A año y medio de su regreso a las islas británicas, Mourinho soltó esta frase que ilustraría lo que es el delirio de persecución en cualquier tratado de psicología: “Los medios de comunicación, comentaristas y otros directivos, ejercen mucha presión sobre los árbitros. Hay una campaña contra el Chelsea. No sé por qué y no me importa”. De ahí pasó a calificar como escandaloso el arbitraje y a decir que “en otros países en los que he trabajado, esto sería noticia de portada” (la noticia de portada es, más bien, que antes dijo que en Inglaterra no tenía problemas y ahora es en sus destinos pasados en donde hubo “sensatez”).

 

Ahora el futbol inglés va sobre el técnico del Manchester United, Louis van Gaal, quien aportó otra perla para la enciclopedia de la esquizofrenia: “Todo aspecto del juego estuvo en nuestra contra. Tuvimos que venir aquí, la cancha no está buena y eso influencia que juegues en otro estilo (…) Luego tenías que ver al árbitro, que es siempre lo mismo. Siempre que he dirigido este tipo de partidos, y lo he hecho en otros clubes, es siempre lo mismo”. Lo bochornoso de la declaración del holandés fue que se refería a un equipo de tercera división, el Cambridge United, y que lo hacía desde el plantel que más ha gastado para reforzarse durante un verano en la historia del futbol.

 

La federación inglesa lo penalizara y Van Gaal (o el United) pagará, que esa cantidad de dinero no es dinero para ellos.
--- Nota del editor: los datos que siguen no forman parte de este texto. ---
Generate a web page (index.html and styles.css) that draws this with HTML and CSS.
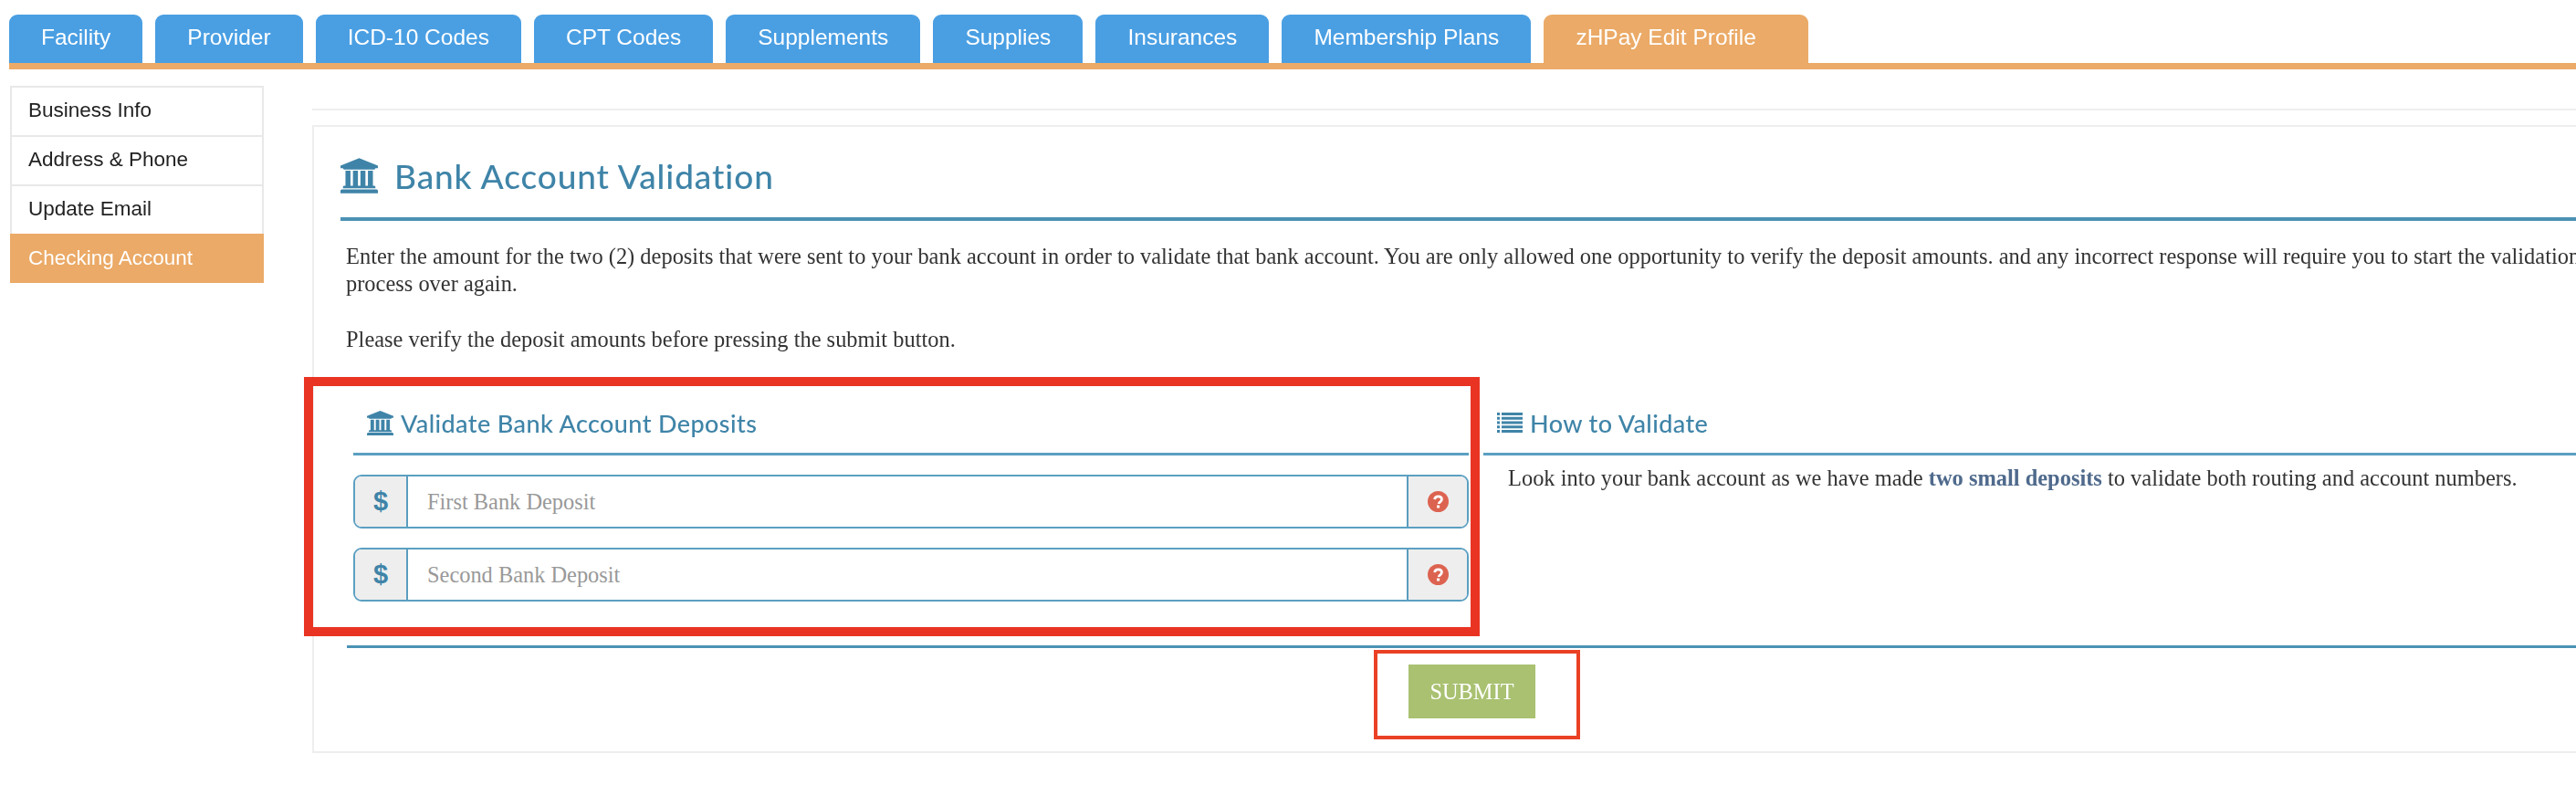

Asumirán que es el precio de difamar y, a la brevedad, relacionará el castigo con la indudable e implacable persecución.

 

¿Libertad de expresión? Mejor hubieran pedido a Juárez que detallara lo del derecho y lo de lo ajeno, a menudo transgredidos por el común de los entes futboleros, en nombre de que son libres de decir lo que les plazca (y justificados porque, caray, vaya campañas las que se han tejido en contra de sus filantrópicas humanidades).